Siedoo, Dahulu smartphone dianggap sebagai ‘musuh’. Bahkan sempat memberlakukan peraturan untuk mengumpulkan seluruh smartphone peserta didik selama kegiatan belajar berlangsung karena dianggap mengganggu.
Rupanya sekarang justru hal itu membuat peserta didik kehilangan semangat belajar. Seperti orang kecolongan belahan hati, sedemikian tidak terpisahkannya ‘Generasi Z’ dengan gadget.
Hal tersebut dinyatakan Pengajar Sejarah SMAN 1 Kota Malang, Jawa Timur, Ratnawati S.Pd seperti yang tertulis dalam rubrik opini malang-post.com.
“Dengan gadget tersebut sebagai media pembelajaran untuk para digital native ini. Ternyata, peserta didik justru mampu melakukan banyak eksplorasi pembelajaran. Ada banyak hal yang justru generasi Z ini lebih banyak tahu, jika dahulu generasi memerlukan waktu seminggu untuk mengerjakan sebuah tugas multimedia, generasi zaman ‘now’ dengan media yang ada hanya memerlukan waktu lebih singkat,” urainya.
Di sinilah, lanjutnya, kemudian dibutuhkan keberanian bagi para pendidik untuk berani merefleksikan kembali perannya di depan kelas. Peran pendidik, dosen, kini dituntut tidak hanya bertugas transfer ilmu di depan kelas.
Upaya merefleksikan kembali filosofi Ki Hadjar Dewantara penting untuk dilakukan. Di depan memberi panutan, di tengah memberi semangat dan di belakang mampu mendorong masih sangat relevan.
“Guru di era industri 4.0 ini adalah kemestian yang tidak dapat ditepis,” tandasnya.
Peran seorang guru, tambahnya, dalam menghantarkan generasi yang kuat dan berkarakter tidak tergantikan oleh apapun yang sifatnya material. Metode pendidikan yang digunakan Ki Hajar Dewantara pada Perguruan Taman Siswa disebut sistem among. Isinya terangkum dalam asas yang sangat masyhur, yaitu ing ngarso sung tuladha, in madya mangun karsa, tut wuri handayani.

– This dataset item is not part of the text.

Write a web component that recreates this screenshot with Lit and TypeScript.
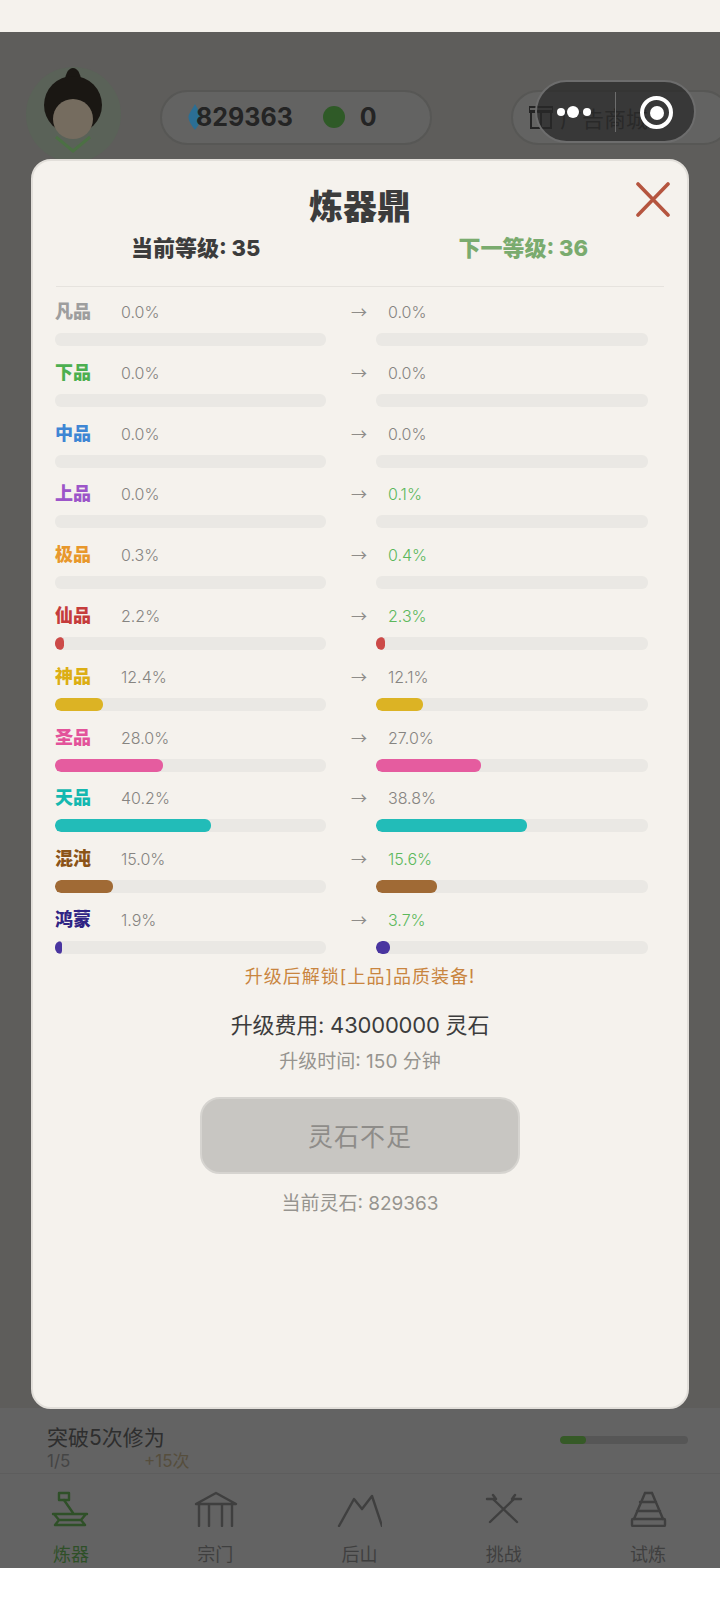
import { LitElement, html, css, svg } from "lit";
import { customElement } from "lit/decorators.js";

interface Q { n: string; c: string; a: number; b: number; fill: string; up?: boolean }
const rows: Q[] = [
  { n: "凡品", c: "#9e9e9e", a: 0, b: 0, fill: "#9e9e9e" },
  { n: "下品", c: "#4caf50", a: 0, b: 0, fill: "#4caf50" },
  { n: "中品", c: "#3f86d4", a: 0, b: 0, fill: "#3f86d4" },
  { n: "上品", c: "#9c55c9", a: 0, b: 0.1, fill: "#9c55c9", up: true },
  { n: "极品", c: "#e8982c", a: 0.3, b: 0.4, fill: "#e8982c", up: true },
  { n: "仙品", c: "#c53c3c", a: 2.2, b: 2.3, fill: "#cc4a48", up: true },
  { n: "神品", c: "#dcae14", a: 12.4, b: 12.1, fill: "#dcb324" },
  { n: "圣品", c: "#e3539a", a: 28.0, b: 27.0, fill: "#e55c9f" },
  { n: "天品", c: "#14b8b0", a: 40.2, b: 38.8, fill: "#22bcb8" },
  { n: "混沌", c: "#8b5418", a: 15.0, b: 15.6, fill: "#a06a35", up: true },
  { n: "鸿蒙", c: "#2f2384", a: 1.9, b: 3.7, fill: "#4a35a0", up: true },
];

const icons = [
  svg`<rect x="11" y="2" width="10" height="7" fill="none"/><path d="M16 9 L25 22"/><path d="M5 23 H39 M8 34 H37 M6 23 L11 29 L7 34 M38 23 L33 29 L37 34 M11 29 H33"/>`,
  svg`<path d="M4 13 L24 2 L44 13 Z"/><path d="M7 14 V35 M17 14 V35 M30 14 V35 M40 14 V35"/>`,
  svg`<path d="M3 35 L18 8 L26 18 L36 5 L46 35"/>`,
  svg`<path d="M9 31 L32 9 M36 31 L13 9"/><path d="M6 8 H15 L12 4 M40 8 H31 L34 4"/>`,
  svg`<path d="M20 2 L9 28 M27 2 L38 28 M20 2 H27 M15 11 H31 M12 20 H35"/><rect x="7" y="28" width="33" height="7" rx="1" fill="none"/>`,
];
const nav = ["炼器", "宗门", "后山", "挑战", "试炼"];

@customElement("app-root")
export class AppRoot extends LitElement {
  static styles = css`
    :host { display: block; width: 720px; height: 1600px; font-family: Inter, "Noto Sans CJK SC", sans-serif; background: #fff; overflow: hidden; }
    .status { height: 32px; background: #f5f2ed; }
    .screen { position: relative; height: 1536px; background: #5e5d5b; display: flex; flex-direction: column; overflow: hidden; }
    .header { display: flex; align-items: center; height: 95px; margin-top: 35px; padding-left: 26px; }
    .avatar { width: 95px; height: 95px; flex: none; display: block; }
    .pill { flex: none; margin-top: 5px; height: 55px; box-sizing: border-box; border: 2px solid #575755; border-radius: 28px; background: #636362; display: flex; align-items: center; }
    .res { margin-left: 39px; width: 272px; padding-left: 26px; color: #242424; font-size: 25px; font-weight: 700; }
    .drop { flex: none; width: 14px; height: 26px; margin-right: -6px; display: block; }
    .gem { flex: none; width: 22px; height: 22px; border-radius: 50%; background: #2f5a27; margin: 0 15px 0 30px; }
    .shop { margin-left: 79px; width: 220px; padding-left: 16px; color: #2c2c2c; font-size: 22px; gap: 7px; white-space: nowrap; }
    .gift { flex: none; width: 24px; height: 24px; display: block; }
    .spacer { flex: 1; }
    .bottom { background: #636363; height: 160px; flex: none; overflow: hidden; }
    .quest { height: 66px; box-sizing: border-box; padding: 17px 32px 0 47px; display: flex; justify-content: space-between; border-bottom: 1px solid #5d5d5d; }
    .q-title { font-size: 21px; line-height: 26px; color: #2e2e2e; }
    .q-sub { font-size: 17px; line-height: 20px; color: #454545; display: flex; }
    .q-sub span:first-child { width: 97px; }
    .q-plus { color: #564e3d; }
    .q-bar { width: 128px; height: 8px; border-radius: 4px; background: #565656; margin-top: 11px; overflow: hidden; }
    .q-fill { width: 26px; height: 100%; border-radius: 4px; background: #365a27; }
    .nav { display: grid; grid-template-columns: repeat(5, 1fr); margin-left: -1px; }
    .nav-item { display: flex; flex-direction: column; align-items: center; padding-top: 17px; color: #3f3f3f; font-size: 18px; line-height: 24px; }
    .nav-item.on { color: #2f5028; }
    .nav-item svg { width: 46px; height: 36px; margin-bottom: 16px; fill: none; stroke: currentColor; stroke-width: 2.4; stroke-linecap: round; stroke-linejoin: round; }

    .capsule { position: absolute; left: 535px; top: 48px; width: 161px; height: 63px; box-sizing: border-box; border: 2px solid #6d6d6d; border-radius: 32px; background: rgba(40,40,40,.72); }
    .dot { position: absolute; background: #fff; border-radius: 50%; }
    .d1 { left: 20px; top: 26px; width: 8px; height: 8px; }
    .d2 { left: 30px; top: 24px; width: 12px; height: 12px; }
    .d3 { left: 46px; top: 26px; width: 8px; height: 8px; }
    .sep { position: absolute; left: 78px; top: 10px; width: 1px; height: 40px; background: #6d6d6d; }
    .ring { position: absolute; left: 103px; top: 14px; width: 33px; height: 33px; box-sizing: border-box; border: 4px solid #fff; border-radius: 50%; display: flex; align-items: center; justify-content: center; }
    .ring i { width: 14px; height: 14px; border-radius: 50%; background: #fff; }

    .modal { position: absolute; left: 31px; top: 127px; width: 658px; height: 1250px; box-sizing: border-box; border: 2px solid #e2dfda; border-radius: 20px; background: #f5f2ed; padding: 22px 23px 0; }
    .close { position: absolute; right: 17px; top: 21px; width: 34px; height: 35px; fill: none; stroke: #b5553f; stroke-width: 3.6; stroke-linecap: round; display: block; }
    .title { text-align: center; font-size: 34px; line-height: 48px; font-weight: 900; color: #3c3c3c; }
    .levels { display: flex; justify-content: space-between; padding: 0 76px 0 75px; margin-top: 2px; font-size: 22px; line-height: 30px; font-weight: 800; color: #3c3c3c; }
    .next { color: #7aab6e; }
    .divider { height: 1px; background: #e6e3de; margin: 23px 0 11px; }
    .rows { display: grid; grid-auto-rows: 46px; row-gap: 14.8px; }
    .row { display: grid; grid-template-columns: 271px 50px 272px; margin-left: -1px; }
    .col { display: flex; flex-direction: column; }
    .line { height: 28px; display: flex; align-items: center; font-size: 16px; font-weight: 300; color: #868481; margin-bottom: 7px; }
    .name { width: 66px; font-size: 18px; line-height: 24px; font-weight: 900; }
    .pct-up { color: #5cb85c; }
    .line.right { padding-left: 12px; }
    .arrow { height: 28px; line-height: 26px; padding-left: 25px; font-size: 16px; color: #8e8c89; font-weight: 400; font-family: "Noto Sans CJK SC", sans-serif; }
    .bar { height: 13px; border-radius: 6px; background: #eae8e4; overflow: hidden; }
    .fill { height: 100%; border-radius: 6px; }
    .note { text-align: center; margin-top: 11px; font-size: 18px; line-height: 28px; color: #c9853f; letter-spacing: 1px; }
    .cost { text-align: center; margin-top: 19px; font-size: 22px; line-height: 30px; color: #3c3c3c; letter-spacing: -0.2px; }
    .time { text-align: center; margin-top: 9px; font-size: 19px; line-height: 26px; color: #96948f; }
    .btn { width: 320px; height: 77px; box-sizing: border-box; margin: 22px auto 0; border: 2px solid #d6d4d0; border-radius: 20px; background: #c8c6c2; color: #8e8c89; font-size: 25px; letter-spacing: 1px; display: flex; align-items: center; justify-content: center; }
    .cur { text-align: center; margin-top: 17px; font-size: 19px; line-height: 26px; color: #96948f; }
  `;

  private bar(v: number, c: string) {
    const w = v < 1 ? 0 : (v / 70) * 100;
    return html`<div class="bar"><div class="fill" style="width:${w}%;background:${c}"></div></div>`;
  }

  render() {
    return html`
      <div class="status"></div>
      <div class="screen">
        <div class="header">
          <svg class="avatar" viewBox="0 0 95 95">
            <circle cx="47.5" cy="47.5" r="47.5" fill="#5a6258"/>
            <ellipse cx="47" cy="14" rx="8" ry="13" fill="#1a1713"/>
            <ellipse cx="47" cy="38" rx="29" ry="29" fill="#1a1713"/>
            <ellipse cx="47" cy="52" rx="20" ry="20" fill="#756c5f"/>
            <path d="M30 70 L47 84 L64 70" fill="none" stroke="#4c7044" stroke-width="3"/>
          </svg>
          <div class="pill res">
            <svg class="drop" viewBox="0 0 12 24"><path d="M6 0 C9 6 12 9 12 12 C12 16 9 20 6 24 C3 20 0 16 0 12 C0 9 3 6 6 0 Z" fill="#2b6f95"/></svg>
            <span>829363</span>
            <span class="gem"></span>
            <span>0</span>
          </div>
          <div class="pill shop">
            <svg class="gift" viewBox="0 0 24 24" fill="none" stroke="#242424" stroke-width="2"><rect x="2" y="6" width="20" height="17"/><path d="M0 2 H24 V7 H0 Z M12 7 V23" /></svg>
            <span>广告商城</span>
          </div>
        </div>
        <div class="spacer"></div>
        <div class="bottom">
          <div class="quest">
            <div>
              <div class="q-title">突破5次修为</div>
              <div class="q-sub"><span>1/5</span><span class="q-plus">+15次</span></div>
            </div>
            <div class="q-bar"><div class="q-fill"></div></div>
          </div>
          <div class="nav">
            ${nav.map((t, i) => html`<div class="nav-item ${i === 0 ? "on" : ""}"><svg viewBox="0 0 46 36">${icons[i]}</svg><span>${t}</span></div>`)}
          </div>
        </div>
        <div class="capsule">
          <span class="dot d1"></span><span class="dot d2"></span><span class="dot d3"></span>
          <span class="sep"></span>
          <span class="ring"><i></i></span>
        </div>
        <div class="modal">
          <svg class="close" viewBox="0 0 34 35"><path d="M2 2 L32 33 M32 2 L2 33"/></svg>
          <div class="title">炼器鼎</div>
          <div class="levels"><span>当前等级: 35</span><span class="next">下一等级: 36</span></div>
          <div class="divider"></div>
          <div class="rows">
            ${rows.map(r => html`
              <div class="row">
                <div class="col">
                  <div class="line"><span class="name" style="color:${r.c}">${r.n}</span><span>${r.a.toFixed(1)}%</span></div>
                  ${this.bar(r.a, r.fill)}
                </div>
                <div class="arrow">→</div>
                <div class="col">
                  <div class="line right"><span class="${r.up ? "pct-up" : ""}">${r.b.toFixed(1)}%</span></div>
                  ${this.bar(r.b, r.fill)}
                </div>
              </div>`)}
          </div>
          <div class="note">升级后解锁[上品]品质装备!</div>
          <div class="cost">升级费用: 43000000 灵石</div>
          <div class="time">升级时间: 150 分钟</div>
          <div class="btn">灵石不足</div>
          <div class="cur">当前灵石: 829363</div>
        </div>
      </div>
    `;
  }
}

“Pendekatan terbaik yang dilakukan oleh seorang guru adalah pendekatan hati. Pendekatan hati tidak akan terhalang oleh waktu, ruang, dan materi. Sentuhan hati akan mudah mengendap dalam jiwa manusia tidak ada yang bisa menggantikannya. Hal ini sesuai dengan persepsi filsafat bagaimana seorang manusia memanusiakan manusia,” tegasnya.
Dijelaskan, tugas guru tidak sebatas membuat peserta didik menjadi pintar namun juga memberi motivasi, membangun karakter sehingga menjadi insan atau pribadi yang berintegritas. Peran pendidik masih sangat penting meski pengetahuan kini sudah bisa diakses dari banyak sumber.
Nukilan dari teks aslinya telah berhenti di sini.